One thing we’re sure of is that even though countries and cities will be quite different in 500 years, there will be faithful Christians holding on tight to God’s promises – unless Jesus comes for his people before then.

January 6, 2017

I’ve re-read “Prophets” and am halfway through a second draft. I’ve expanded the role of the narrator, whose name is now Harvey Butler. This is how the story begins:

I planned to tell this story as a TV documentary, since I’ve spent ten years making non-fiction shows for the networks. For reasons that I’ll clarify later on, I had to put my production notes in a drawer. However… the saga of the Marsden-Butler family has plenty to say about the faults and strengths of the American people, so, I’m setting down the story the old-fashioned way – with words and also with spurts and streams of creativity that I hope will work together pleasingly in your mind.

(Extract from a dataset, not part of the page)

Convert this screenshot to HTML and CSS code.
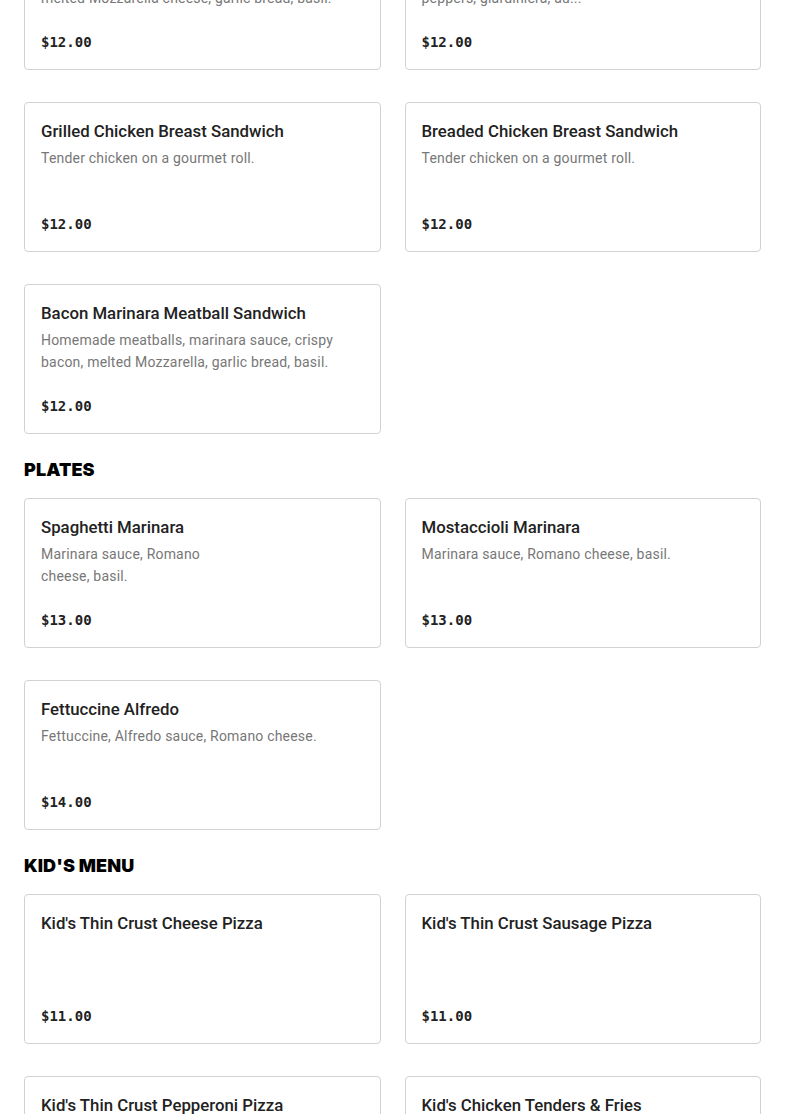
FILE: index.html
```html
<!DOCTYPE html>
<html lang="en">
<head>
<meta charset="utf-8">
<title>Menu</title>
<link rel="stylesheet" href="styles.css">
</head>
<body>
<main class="menu">
  <section class="section">
    <div class="grid">
      <article class="card">
        <h3 class="title">Meatball Sandwich</h3>
        <p class="desc">Homemade meatballs, marinara sauce,<br>melted Mozzarella cheese, garlic bread, basil.</p>
        <div class="price">$12.00</div>
      </article>
      <article class="card">
        <h3 class="title">Italian Beef Sandwich</h3>
        <p class="desc">Thinly sliced Italian beef, sweet &amp; hot<br>peppers, giardiniera, au...</p>
        <div class="price">$12.00</div>
      </article>
      <article class="card">
        <h3 class="title">Grilled Chicken Breast Sandwich</h3>
        <p class="desc">Tender chicken on a gourmet roll.</p>
        <div class="price">$12.00</div>
      </article>
      <article class="card">
        <h3 class="title">Breaded Chicken Breast Sandwich</h3>
        <p class="desc">Tender chicken on a gourmet roll.</p>
        <div class="price">$12.00</div>
      </article>
      <article class="card">
        <h3 class="title">Bacon Marinara Meatball Sandwich</h3>
        <p class="desc">Homemade meatballs, marinara sauce, crispy bacon, melted Mozzarella, garlic bread, basil.</p>
        <div class="price">$12.00</div>
      </article>
    </div>
  </section>

  <section class="section">
    <h2 class="heading">PLATES</h2>
    <div class="grid">
      <article class="card">
        <h3 class="title">Spaghetti Marinara</h3>
        <p class="desc desc-narrow">Marinara sauce, Romano cheese, basil.</p>
        <div class="price">$13.00</div>
      </article>
      <article class="card">
        <h3 class="title">Mostaccioli Marinara</h3>
        <p class="desc">Marinara sauce, Romano cheese, basil.</p>
        <div class="price">$13.00</div>
      </article>
      <article class="card">
        <h3 class="title">Fettuccine Alfredo</h3>
        <p class="desc">Fettuccine, Alfredo sauce, Romano cheese.</p>
        <div class="price">$14.00</div>
      </article>
    </div>
  </section>

  <section class="section">
    <h2 class="heading">KID'S MENU</h2>
    <div class="grid">
      <article class="card">
        <h3 class="title">Kid's Thin Crust Cheese Pizza</h3>
        <div class="price">$11.00</div>
      </article>
      <article class="card">
        <h3 class="title">Kid's Thin Crust Sausage Pizza</h3>
        <div class="price">$11.00</div>
      </article>
      <article class="card">
        <h3 class="title">Kid's Thin Crust Pepperoni Pizza</h3>
        <div class="price">$11.00</div>
      </article>
      <article class="card">
        <h3 class="title">Kid's Chicken Tenders &amp; Fries</h3>
        <div class="price">$11.00</div>
      </article>
    </div>
  </section>
</main>
</body>
</html>
```

FILE: styles.css
```css
html, body {
  margin: 0;
  padding: 0;
  background: #ffffff;
}

body {
  font-family: Roboto, "Noto Sans", "Liberation Sans", sans-serif;
  color: #222222;
  overflow: hidden;
}

.menu {
  padding: 0 24px;
  margin-top: -80px;
}

.heading {
  margin: 24px 0 16px;
  font-family: Inter, "Liberation Sans", sans-serif;
  font-size: 18px;
  line-height: 24px;
  font-weight: 900;
  color: #000000;
  letter-spacing: 0.1px;
}

.grid {
  display: grid;
  grid-template-columns: 1fr 1fr;
  column-gap: 24px;
  row-gap: 32px;
}

.card {
  box-sizing: border-box;
  min-height: 150px;
  border: 1px solid #d2d2d2;
  border-radius: 4px;
  padding: 16px;
  display: flex;
  flex-direction: column;
  background: #ffffff;
}

.title {
  margin: 0;
  font-size: 16.8px;
  line-height: 24px;
  font-weight: 500;
  color: #222222;
}

.desc {
  margin: 4px 0 0;
  font-size: 14px;
  line-height: 22px;
  letter-spacing: 0.2px;
  color: #777777;
}

.desc-narrow {
  max-width: 190px;
}

.price {
  margin-top: auto;
  padding-top: 22px;
  font-family: "DejaVu Sans Mono", "Liberation Mono", monospace;
  font-size: 14px;
  line-height: 22px;
  font-weight: 700;
  color: #222222;
}
```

I should tell you that my name is Harvey Butler. I’ve recently married again and have taken on a new family. Though I live in eastern Sagadac now, I spent many years in San Diego, and that’s where I’ll start our story. You’ll hear from me again in my own voice before long.

February 1, 2017

Have finished adding a first draft of comments by the narrator, Harvey Butler. This is how tjhe novel starts now.:                                                           

                                                   Chapter One

I planned to tell this story as a TV documentary, since I’ve spent ten years making non-fiction shows for the networks. For reasons that I’ll clarify later on, I had to put my production notes in a drawer. However… the saga of the Marston-Butler family has plenty to say about the faults and strengths of the American people, so, I’m setting down the story the old-fashioned way – with words and also with spurts and streams of creativity that I hope will work together pleasingly in your mind.

I should tell you that my name is Harvey Butler. I’ve recently married again and have taken on a new family. Though I live in eastern Sagadac now, I spent many years in San Diego, and that’s where I’ll start our story. You’ll hear from me again in my own voice before long.

 

June 23, 2017

I’ve recently added a concluding novella about a young soprano, daughter of Harvey Butler, who has had an exceptional career as an opera singer. Here’s a few paragraphs about the start of her life in the public eye:
Nobody knows how many opening nights have taken place since the Greeks invented drama thousands of years ago, but all of them must have one thing in common: the cast and crew taking part in them whether in a small town anywhere or in London or New York are aware of only one – their own. Excitement, anticipation, uncertainty are a powerful combination and resemble as brief but consuming passion.
I had a serious case of the jitters before my first entrance, for I knew what a first-rate performance would do for the show and for me. Ma later told me that I looked so poised when I came on the stage that the audience couldn’t help themselves, they had to burst into applause. They sensed that I’d be steady enough to bring them a memorable evening. My song was about love for an absent man. I’d rehearsed it for days. Ma said that by the time I’d finished singing it, the audience knew that a major artist had made her debut.
I sang five other numbers, including a final duet with the man I’d missed. The audience roared when I appeared for my solo bow at the end. The show ran for a month in Louisville, time enough for me to appear on every radio and TV station in the area and on the front page of the paper twice. After Louisville, we ran for two weeks in Minneapolis and another two in New Corinth. I made sure I didn’t falter once. By the time we were ready to shift to an off-Broadway theatre in New York, my director said I sang as if I’d performed in public all my life.